O critério para a selecção das fontes bibliográficas adopta a perspectiva da receção: são pertinentes textos que foram lidos em português, mesmo que sejam traduções, pois também elas contribuíram para a cunhagem de termos reutilizados em seguida. Integram este corpus documental, em primeiro lugar, textos de natureza didáctica (manuais e glossários), que fornecem uma explicitação sistemática da terminologia. Em segundo lugar, textos selecionados em função do seu elevado grau de especialização, como são os artigos publicados em periódicos e colectâneas de estudos, individuais ou colectivas, nos quais se espera que os respetivos autores empreguem sem restrições a terminologia disponível no momento em que são redigidos. Os dois grupos têm em comum o facto de resultarem de investigação académica em Crítica Textual, ou em domínios com ela estritamente relacionados. Por fim, incluiram-se textos igualmente destinados a um público especialista, como são as introduções de edições críticas.
O contraste entre o uso dos termos em manuais didáticos, que fornecem um contexto metalinguístico, e o uso em textos técnicos (artigos, por exemplo) permite avaliar a receção e a aplicação de quadros terminológicos. A partir do corpus reunido é possível documentar as diferentes extensões da terminologia disponível em diferentes períodos, mas também assinalar inovações e modificações nas unidades que a constituem. Os textos que resultam de tradução para português oferecem dados para estudos que observem a influência externa, através de decalques ou empréstimos lexicais, na constituição de uma terminologia portuguesa autónoma.
Actualizações
Um dicionário nunca está terminado e uma terminologia evolui na companhia da disciplina que serve. A edição faz-se cada vez mais em meios digitais, dando origem a novas práticas e a conceitos que até então não tinham sido necessários. A reflexão teórica alarga-se e dá lugar a perspectivas e conceptualizações novas. O uso de outras fontes bibliográficas pode fazer emergir termos que ainda não tinham sido considerados.
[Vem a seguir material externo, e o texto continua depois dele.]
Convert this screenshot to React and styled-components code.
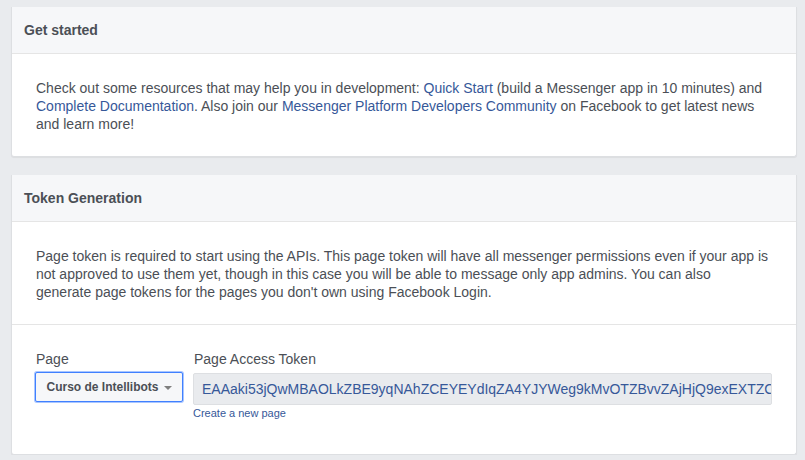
import React from 'react'
import styled, { createGlobalStyle } from 'styled-components'

const GlobalStyle = createGlobalStyle`
  html, body {
    margin: 0;
    padding: 0;
    background: #e9ebee;
    font-family: "Liberation Sans", Helvetica, Arial, sans-serif;
    color: #4b4f56;
  }
`

const Page = styled.div`
  padding: 7px 8px 0 11px;
  display: flex;
  flex-direction: column;
  gap: 18px;
`

const Card = styled.section`
  background: #fff;
  border: 1px solid #dddfe2;
  border-top: none;
  border-radius: 0 0 3px 3px;
  box-shadow: 0 1px 1px rgba(0, 0, 0, 0.06);
`

const CardHeader = styled.header`
  background: #f6f7f9;
  border-bottom: 1px solid #e5e5e5;
  height: 46px;
  padding: 0 12px;
  display: flex;
  align-items: center;
  font-size: 14px;
  font-weight: bold;
  color: #4b4f56;
`

const CardBody = styled.div`
  padding: 25px 24px 23px;
  font-size: 14px;
  line-height: 18px;
  color: #4b4f56;
  border-bottom: ${p => (p.$divided ? '1px solid #e5e5e5' : 'none')};
`

const Link = styled.a`
  color: #365899;
  text-decoration: none;
  cursor: pointer;
`

const FormRow = styled.div`
  display: flex;
  gap: 10px;
  padding: 25px 24px 34px 23px;
`

const Field = styled.div`
  display: flex;
  flex-direction: column;
  flex: ${p => (p.$grow ? 1 : 'none')};
  min-width: 0;
`

const Label = styled.label`
  font-size: 14px;
  line-height: 18px;
  color: #4b4f56;
  margin-bottom: 4px;
  padding-left: 1px;
`

const SelectButton = styled.button`
  width: 148px;
  height: 30px;
  background: #f6f7f9;
  border: 1px solid #4080ff;
  box-shadow: 0 0 0 1px rgba(64, 128, 255, 0.45);
  border-radius: 2px;
  font-family: inherit;
  font-size: 12px;
  font-weight: bold;
  color: #4b4f56;
  display: flex;
  align-items: center;
  justify-content: center;
  gap: 5px;
  padding: 0 8px;
`

const Caret = styled.span`
  width: 0;
  height: 0;
  border-left: 4px solid transparent;
  border-right: 4px solid transparent;
  border-top: 4px solid #7f7f7f;
  margin-top: 1px;
`

const TokenBox = styled.div`
  height: 30px;
  background: #e9ebee;
  border: 1px solid #dddfe2;
  border-radius: 2px;
  display: flex;
  align-items: center;
  padding: 0 8px;
  overflow: hidden;
  white-space: nowrap;
  font-size: 14px;
  color: #365899;
  margin-top: 1px;
`

const SmallLink = styled(Link)`
  font-size: 11px;
  line-height: 14px;
  margin-top: 1px;
`

export default function App() {
  return (
    <>
      <GlobalStyle />
      <Page>
        <Card>
          <CardHeader>Get started</CardHeader>
          <CardBody>
            Check out some resources that may help you in development: <Link>Quick Start</Link> (build a Messenger app in 10 minutes) and
            <br />
            <Link>Complete Documentation</Link>. Also join our <Link>Messenger Platform Developers Community</Link> on Facebook to get latest news
            <br />
            and learn more!
          </CardBody>
        </Card>
        <Card>
          <CardHeader>Token Generation</CardHeader>
          <CardBody $divided>
            Page token is required to start using the APIs. This page token will have all messenger permissions even if your app is
            <br />
            not approved to use them yet, though in this case you will be able to message only app admins. You can also
            <br />
            generate page tokens for the pages you don't own using Facebook Login.
          </CardBody>
          <FormRow>
            <Field>
              <Label>Page</Label>
              <SelectButton>
                Curso de Intellibots <Caret />
              </SelectButton>
            </Field>
            <Field $grow>
              <Label>Page Access Token</Label>
              <TokenBox>EAAaki53jQwMBAOLkZBE9yqNAhZCEYEYdIqZA4YJYWeg9kMvOTZBvvZAjHjQ9exEXTZCkZD8ZBxRkq2aZCZA</TokenBox>
              <SmallLink>Create a new page</SmallLink>
            </Field>
          </FormRow>
        </Card>
      </Page>
    </>
  )
}
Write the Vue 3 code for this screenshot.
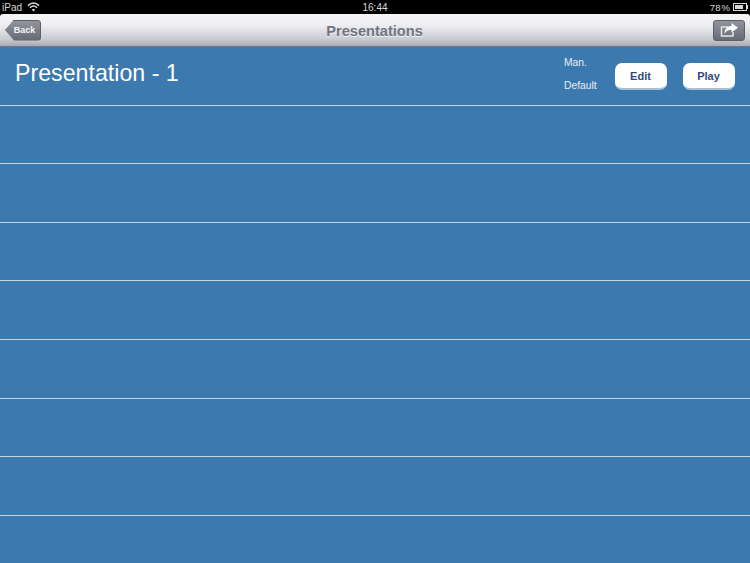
<script setup>
const rows = [1, 2, 3, 4, 5, 6, 7];
</script>

<template>
  <div class="ipad">
    <div class="top">
      <div class="status">
        <div class="status-left">
          <span>iPad</span>
          <svg width="13" height="10" viewBox="0 0 13 10">
            <path d="M1 3.6C4.4.4 8.6.4 12 3.6" fill="none" stroke="#ddd" stroke-width="1.5" />
            <path d="M3 5.7C5.2 3.6 7.8 3.6 10 5.7" fill="none" stroke="#ddd" stroke-width="1.5" />
            <path d="M6.5 9.5 4.7 7.6C5.8 6.7 7.2 6.7 8.3 7.6Z" fill="#ddd" />
          </svg>
        </div>
        <div class="clock">16:44</div>
        <div class="status-right">
          <span class="percent">78 %</span>
          <div class="battery"><div class="battery-fill"></div></div>
          <div class="battery-tip"></div>
        </div>
      </div>

      <div class="navbar">
        <button class="back">Back</button>
        <div class="title">Presentations</div>
        <button class="share">
          <svg width="18" height="14" viewBox="0 0 18 14">
            <path d="M8 4H1.5V13H13V9" fill="none" stroke="#e4e5e8" stroke-width="1.5" />
            <path d="M11.5 0 18 4.7 11.5 9.4V6.7C8 6.7 6 8 4.5 11 4.5 6.5 7 3 11.5 3Z" fill="#fff" />
          </svg>
        </button>
      </div>
    </div>

    <div class="row first">
      <div class="name">Presentation - 1</div>
      <div class="meta">
        <span>Man.</span>
        <span>Default</span>
      </div>
      <button class="action">Edit</button>
      <button class="action">Play</button>
    </div>
    <div v-for="r in rows" :key="r" class="row"></div>
  </div>
</template>

<style>
html, body {
  margin: 0;
  background: #3b79ae;
}
</style>

<style scoped>
.ipad {
  width: 750px;
  height: 563px;
  overflow: hidden;
  font-family: "Liberation Sans", Arial, sans-serif;
  background: #3b79ae;
}
.top {
  background: #000;
}
.status {
  height: 14px;
  color: #d8d8d8;
  font-size: 10px;
  display: flex;
  align-items: center;
  justify-content: space-between;
  padding: 0 2px;
  position: relative;
}
.status-left {
  display: flex;
  align-items: center;
  gap: 5px;
}
.status-right {
  display: flex;
  align-items: center;
  gap: 2px;
}
.percent {
  font-size: 9.5px;
  word-spacing: -1.5px;
  margin-right: 1px;
}
.clock {
  position: absolute;
  left: 0;
  right: 0;
  text-align: center;
}
.battery {
  width: 14px;
  height: 8px;
  box-sizing: border-box;
  border: 1px solid #d8d8d8;
  padding: 1px;
}
.battery-fill {
  width: 78%;
  height: 100%;
  background: #d8d8d8;
}
.battery-tip {
  width: 1px;
  height: 4px;
  margin-left: -2px;
  background: #d8d8d8;
}
.navbar {
  height: 32px;
  border-radius: 3px 3px 0 0;
  background: linear-gradient(#f5f5f8 0%, #eeeef2 35%, #c9c9d0 80%, #a9a9b2 100%);
  border-bottom: 1px solid #77777f;
  display: flex;
  align-items: center;
  justify-content: space-between;
  padding: 0 5px;
  position: relative;
}
.title {
  position: absolute;
  left: 0;
  right: 0;
  text-align: center;
  padding-right: 1px;
  padding-top: 1px;
  font-size: 14.6px;
  font-weight: bold;
  color: #70757f;
  text-shadow: 0 1px 0 #f2f2f2;
}
.back {
  width: 36px;
  height: 21px;
  padding: 0 0 0 3px;
  border: 1px solid #5d6068;
  border-radius: 3px;
  clip-path: polygon(9px 0, 100% 0, 100% 100%, 9px 100%, 0 50%);
  background: linear-gradient(#92949c, #686b74);
  color: #f4f4f6;
  font: bold 9px "Liberation Sans", Arial, sans-serif;
}
.share {
  width: 32px;
  height: 21px;
  padding: 0;
  border: 1px solid #5d6068;
  border-radius: 3px;
  background: linear-gradient(#92949c, #686b74);
  display: flex;
  align-items: center;
  justify-content: center;
  z-index: 1;
}
.row {
  height: 57.6px;
  border-bottom: 1px solid #c5d6e5;
  display: flex;
  align-items: center;
}
.first {
  padding: 0 15px;
}
.name {
  flex: 1;
  color: #fff;
  font-size: 23.2px;
  margin-top: -4px;
}
.meta {
  display: flex;
  flex-direction: column;
  gap: 12px;
  width: 51px;
  color: #e6eef6;
  font-size: 10.3px;
  margin-top: -4px;
}
.action {
  width: 52px;
  height: 27px;
  margin-top: 2px;
  margin-left: 16px;
  padding: 0 1px 0 0;
  border: 0;
  border-bottom: 2px solid #a9c0d6;
  border-radius: 7px;
  background: #fff;
  color: #2f4a7e;
  font: bold 11px "Liberation Sans", Arial, sans-serif;
}
.meta + .action {
  margin-left: 0;
}
</style>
Concebemos o Dicionário Terminológico de Crítica Textual como um projecto a longo termo, que sofrerá as actualizações necessárias para ser útil ao público a que se dirige.
Acolhemos gratamente sugestões e comentários destinados a melhorá-lo. Podem ser enviados para csobral@campus.ul.pt.
1. A Suomalaisen Kirjallisuuden Seura (“Sociedade da Literatura Finlandesa”), através da unidade EDITH (que se ocupa das edições críticas da literatura finlandesa), produziu recentemente um dicionário de termos textuais, Teksuaalitieteiden sanasto, (16-09-2013).
2. O Institut des Textes et Manuscrits Modernes (ITEM) está a preparar, sob a direção de Pierre-Marc de Biasi e Anne Hershberg Pierrot, um dicionário de crítica genética que será publicado em papel pelo CNRS; na internet o ITEM disponibiliza uma versão parcial, com definições regularmente atualizadas. A versão online é organizada por Daniel Ferrer, Lydie Rauzier e Aurèle Crasson e está disponível aquí (16-09-2013).
3. Os vocábulos desta área do saber têm vindo a ser inseridos no léxico de termos literários Avantekstas (16-09-2013).
4. As duas instituições empreenderam a elaboração de um Lexicon of Scholarly Editing, inicialmente dinamizado por Dirk Van Hulle e que desde 2012 tem sido compilado por Wout Dillen. O objetivo é reunir definições já constantes de publicações em inglês e noutras línguas. De todos os projetos mencionados, este é o mais aberto à comunidade, na medida em que convida à proposta de entradas e definições, além das que são compiladas por Wout Dillen (16-09-2013).